> [What this task involves]: In the records below, find the line that contains "Write a component" and the line that contains "const [selected, setSelected]"; write out exactly those two lines and everything between them, without the pictures.

===== Source data

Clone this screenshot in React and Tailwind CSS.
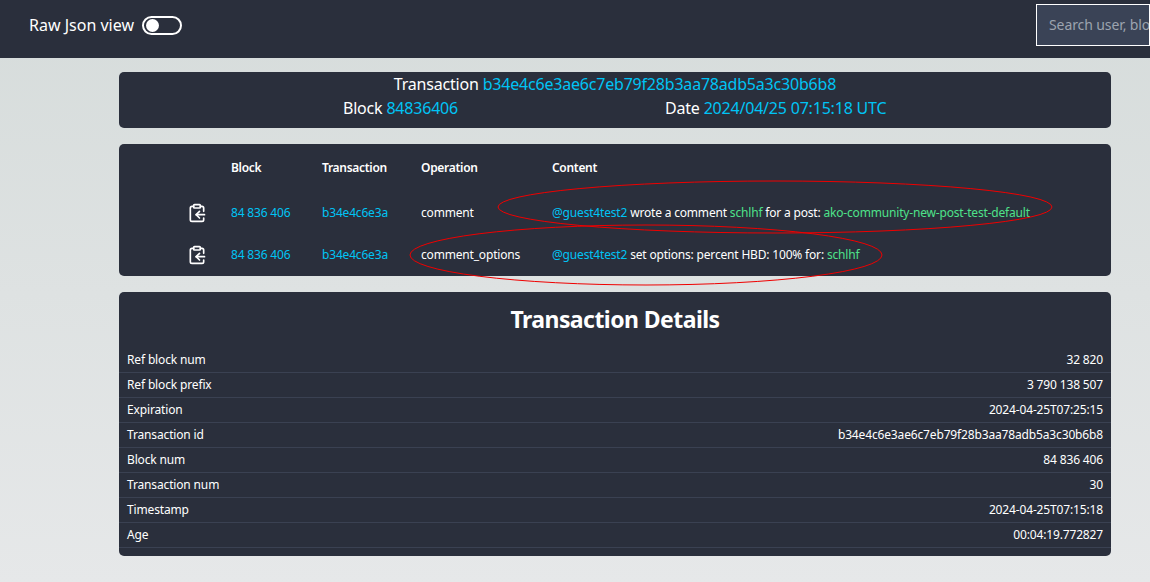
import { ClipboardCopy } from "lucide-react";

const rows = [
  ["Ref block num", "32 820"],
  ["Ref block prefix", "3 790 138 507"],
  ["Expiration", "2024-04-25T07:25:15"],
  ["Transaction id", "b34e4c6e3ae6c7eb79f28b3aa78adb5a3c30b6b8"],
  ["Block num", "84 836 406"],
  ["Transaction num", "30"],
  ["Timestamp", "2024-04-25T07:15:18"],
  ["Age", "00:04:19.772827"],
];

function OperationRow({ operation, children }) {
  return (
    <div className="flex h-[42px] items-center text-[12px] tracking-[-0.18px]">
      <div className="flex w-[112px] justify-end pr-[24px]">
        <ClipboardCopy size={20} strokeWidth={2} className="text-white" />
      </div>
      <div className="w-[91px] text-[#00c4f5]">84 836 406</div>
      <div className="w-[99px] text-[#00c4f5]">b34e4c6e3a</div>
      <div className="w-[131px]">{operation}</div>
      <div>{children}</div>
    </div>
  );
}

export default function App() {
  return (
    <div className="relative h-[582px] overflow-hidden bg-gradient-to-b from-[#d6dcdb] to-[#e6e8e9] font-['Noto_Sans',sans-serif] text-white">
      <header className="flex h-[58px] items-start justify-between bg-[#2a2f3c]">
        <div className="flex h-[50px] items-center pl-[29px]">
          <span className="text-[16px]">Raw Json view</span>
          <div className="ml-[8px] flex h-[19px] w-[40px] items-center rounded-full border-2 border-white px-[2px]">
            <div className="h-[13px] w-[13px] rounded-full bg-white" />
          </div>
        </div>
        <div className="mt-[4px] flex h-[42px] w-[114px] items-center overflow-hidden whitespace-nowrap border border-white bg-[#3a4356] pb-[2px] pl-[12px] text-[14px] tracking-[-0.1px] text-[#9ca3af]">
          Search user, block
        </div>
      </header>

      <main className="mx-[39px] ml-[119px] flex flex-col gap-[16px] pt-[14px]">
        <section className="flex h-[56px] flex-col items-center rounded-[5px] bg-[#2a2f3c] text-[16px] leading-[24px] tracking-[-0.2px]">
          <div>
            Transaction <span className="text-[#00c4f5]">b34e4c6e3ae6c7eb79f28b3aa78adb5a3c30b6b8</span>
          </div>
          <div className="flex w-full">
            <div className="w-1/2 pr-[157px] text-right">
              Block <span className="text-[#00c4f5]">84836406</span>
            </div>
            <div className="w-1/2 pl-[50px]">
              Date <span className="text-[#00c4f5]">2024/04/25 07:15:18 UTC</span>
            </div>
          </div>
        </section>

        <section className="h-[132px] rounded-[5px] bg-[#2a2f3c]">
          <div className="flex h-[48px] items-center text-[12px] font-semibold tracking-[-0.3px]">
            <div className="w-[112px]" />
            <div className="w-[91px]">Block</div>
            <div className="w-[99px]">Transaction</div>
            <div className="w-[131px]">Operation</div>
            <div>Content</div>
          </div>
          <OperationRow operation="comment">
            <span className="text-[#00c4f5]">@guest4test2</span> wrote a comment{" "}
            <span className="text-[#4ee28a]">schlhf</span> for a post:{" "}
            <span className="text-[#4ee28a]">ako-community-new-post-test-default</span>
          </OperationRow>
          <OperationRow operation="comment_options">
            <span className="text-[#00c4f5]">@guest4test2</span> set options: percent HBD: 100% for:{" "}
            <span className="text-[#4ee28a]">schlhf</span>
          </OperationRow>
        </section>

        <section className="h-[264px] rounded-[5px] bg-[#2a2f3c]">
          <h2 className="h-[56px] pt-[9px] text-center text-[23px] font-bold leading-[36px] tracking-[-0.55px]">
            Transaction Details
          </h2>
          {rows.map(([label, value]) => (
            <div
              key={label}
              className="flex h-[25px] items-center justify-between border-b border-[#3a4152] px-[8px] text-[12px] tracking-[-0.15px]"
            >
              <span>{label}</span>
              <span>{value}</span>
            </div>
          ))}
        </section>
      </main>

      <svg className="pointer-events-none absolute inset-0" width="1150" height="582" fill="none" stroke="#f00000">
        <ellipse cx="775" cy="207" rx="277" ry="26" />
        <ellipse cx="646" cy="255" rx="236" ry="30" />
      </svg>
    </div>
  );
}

==========
===== Source data

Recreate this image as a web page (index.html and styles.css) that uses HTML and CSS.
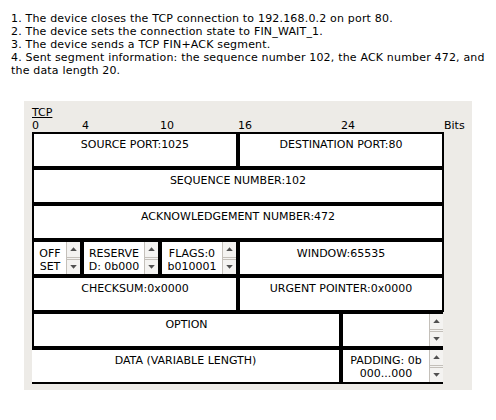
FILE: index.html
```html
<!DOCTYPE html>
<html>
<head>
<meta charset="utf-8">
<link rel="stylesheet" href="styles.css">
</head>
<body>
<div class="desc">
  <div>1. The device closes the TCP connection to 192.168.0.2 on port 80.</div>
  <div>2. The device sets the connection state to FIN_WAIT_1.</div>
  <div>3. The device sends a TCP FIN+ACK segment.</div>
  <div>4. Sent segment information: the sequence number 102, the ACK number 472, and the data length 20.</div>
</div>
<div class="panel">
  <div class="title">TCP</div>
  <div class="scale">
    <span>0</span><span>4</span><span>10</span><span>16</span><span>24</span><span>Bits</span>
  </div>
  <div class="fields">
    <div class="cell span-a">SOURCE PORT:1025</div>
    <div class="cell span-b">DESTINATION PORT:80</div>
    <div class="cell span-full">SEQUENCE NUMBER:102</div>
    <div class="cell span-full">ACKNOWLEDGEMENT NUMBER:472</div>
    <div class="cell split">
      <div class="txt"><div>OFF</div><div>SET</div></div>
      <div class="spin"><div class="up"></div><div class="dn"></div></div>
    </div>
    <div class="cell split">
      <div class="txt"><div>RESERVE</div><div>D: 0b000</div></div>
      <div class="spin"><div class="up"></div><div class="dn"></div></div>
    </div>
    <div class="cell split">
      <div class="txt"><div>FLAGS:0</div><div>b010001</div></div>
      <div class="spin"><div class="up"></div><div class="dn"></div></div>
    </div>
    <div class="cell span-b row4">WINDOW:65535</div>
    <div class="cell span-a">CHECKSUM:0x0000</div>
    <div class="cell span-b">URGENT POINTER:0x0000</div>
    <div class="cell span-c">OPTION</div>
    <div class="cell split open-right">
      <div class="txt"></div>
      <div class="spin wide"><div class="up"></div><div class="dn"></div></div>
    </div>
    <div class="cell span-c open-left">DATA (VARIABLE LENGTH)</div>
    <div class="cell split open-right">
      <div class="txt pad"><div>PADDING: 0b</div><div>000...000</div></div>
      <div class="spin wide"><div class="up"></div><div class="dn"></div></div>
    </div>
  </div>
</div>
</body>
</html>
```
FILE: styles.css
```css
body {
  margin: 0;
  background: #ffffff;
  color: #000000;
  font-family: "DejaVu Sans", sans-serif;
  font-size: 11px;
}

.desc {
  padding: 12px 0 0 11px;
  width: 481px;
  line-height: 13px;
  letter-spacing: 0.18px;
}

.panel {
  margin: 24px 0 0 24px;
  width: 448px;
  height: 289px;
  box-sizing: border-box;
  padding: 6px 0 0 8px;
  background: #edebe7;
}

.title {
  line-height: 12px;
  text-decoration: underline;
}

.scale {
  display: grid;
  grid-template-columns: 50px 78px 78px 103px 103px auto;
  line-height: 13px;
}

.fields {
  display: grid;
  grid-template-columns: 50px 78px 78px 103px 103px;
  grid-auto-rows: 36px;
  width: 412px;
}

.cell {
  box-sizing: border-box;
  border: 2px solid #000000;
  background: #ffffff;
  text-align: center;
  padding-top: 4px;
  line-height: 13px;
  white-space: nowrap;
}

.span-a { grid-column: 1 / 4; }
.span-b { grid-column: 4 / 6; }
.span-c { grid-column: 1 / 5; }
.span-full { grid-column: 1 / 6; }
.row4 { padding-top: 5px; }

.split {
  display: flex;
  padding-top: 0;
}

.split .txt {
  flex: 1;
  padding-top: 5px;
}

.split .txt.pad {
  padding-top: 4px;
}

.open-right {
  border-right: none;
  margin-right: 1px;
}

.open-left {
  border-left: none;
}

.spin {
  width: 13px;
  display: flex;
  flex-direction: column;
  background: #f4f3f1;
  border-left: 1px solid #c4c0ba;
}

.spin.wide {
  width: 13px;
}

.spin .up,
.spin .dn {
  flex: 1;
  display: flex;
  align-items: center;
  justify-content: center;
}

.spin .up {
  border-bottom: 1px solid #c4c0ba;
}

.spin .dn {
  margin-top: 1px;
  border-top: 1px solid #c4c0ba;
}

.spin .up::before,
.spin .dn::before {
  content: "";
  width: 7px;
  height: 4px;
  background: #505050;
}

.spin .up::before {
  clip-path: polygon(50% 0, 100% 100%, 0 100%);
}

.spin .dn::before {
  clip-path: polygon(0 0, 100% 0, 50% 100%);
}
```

==========
===== Source data

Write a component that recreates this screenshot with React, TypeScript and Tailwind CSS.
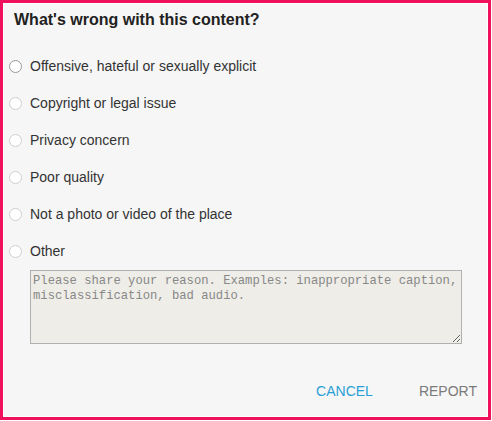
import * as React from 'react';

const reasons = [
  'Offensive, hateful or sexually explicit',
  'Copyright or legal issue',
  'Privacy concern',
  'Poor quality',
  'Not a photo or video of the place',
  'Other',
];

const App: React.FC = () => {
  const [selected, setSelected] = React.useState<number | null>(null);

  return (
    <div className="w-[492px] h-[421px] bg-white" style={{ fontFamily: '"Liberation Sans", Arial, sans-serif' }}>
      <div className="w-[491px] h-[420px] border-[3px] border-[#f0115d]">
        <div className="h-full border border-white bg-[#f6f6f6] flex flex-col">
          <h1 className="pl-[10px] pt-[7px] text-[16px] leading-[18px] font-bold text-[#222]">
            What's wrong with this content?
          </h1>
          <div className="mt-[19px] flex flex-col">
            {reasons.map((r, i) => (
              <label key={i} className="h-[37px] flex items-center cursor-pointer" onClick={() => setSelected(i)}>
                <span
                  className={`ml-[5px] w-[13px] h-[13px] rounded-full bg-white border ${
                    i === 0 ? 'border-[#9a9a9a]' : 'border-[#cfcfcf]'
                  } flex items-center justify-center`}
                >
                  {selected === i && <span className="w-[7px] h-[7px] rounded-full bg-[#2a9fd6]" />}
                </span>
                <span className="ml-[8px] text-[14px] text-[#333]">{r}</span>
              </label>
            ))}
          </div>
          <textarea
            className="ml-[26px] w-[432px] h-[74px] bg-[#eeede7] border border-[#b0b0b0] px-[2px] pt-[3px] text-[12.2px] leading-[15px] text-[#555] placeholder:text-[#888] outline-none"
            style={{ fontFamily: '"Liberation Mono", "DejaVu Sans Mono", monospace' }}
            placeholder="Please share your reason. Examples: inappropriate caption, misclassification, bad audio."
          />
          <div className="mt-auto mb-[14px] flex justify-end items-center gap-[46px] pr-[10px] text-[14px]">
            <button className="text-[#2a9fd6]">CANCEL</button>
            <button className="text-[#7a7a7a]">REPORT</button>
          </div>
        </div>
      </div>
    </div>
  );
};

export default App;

==========

> [Written answer]:
Write a component that recreates this screenshot with React, TypeScript and Tailwind CSS.
import * as React from 'react';

const reasons = [
  'Offensive, hateful or sexually explicit',
  'Copyright or legal issue',
  'Privacy concern',
  'Poor quality',
  'Not a photo or video of the place',
  'Other',
];

const App: React.FC = () => {
  const [selected, setSelected] = React.useState<number | null>(null);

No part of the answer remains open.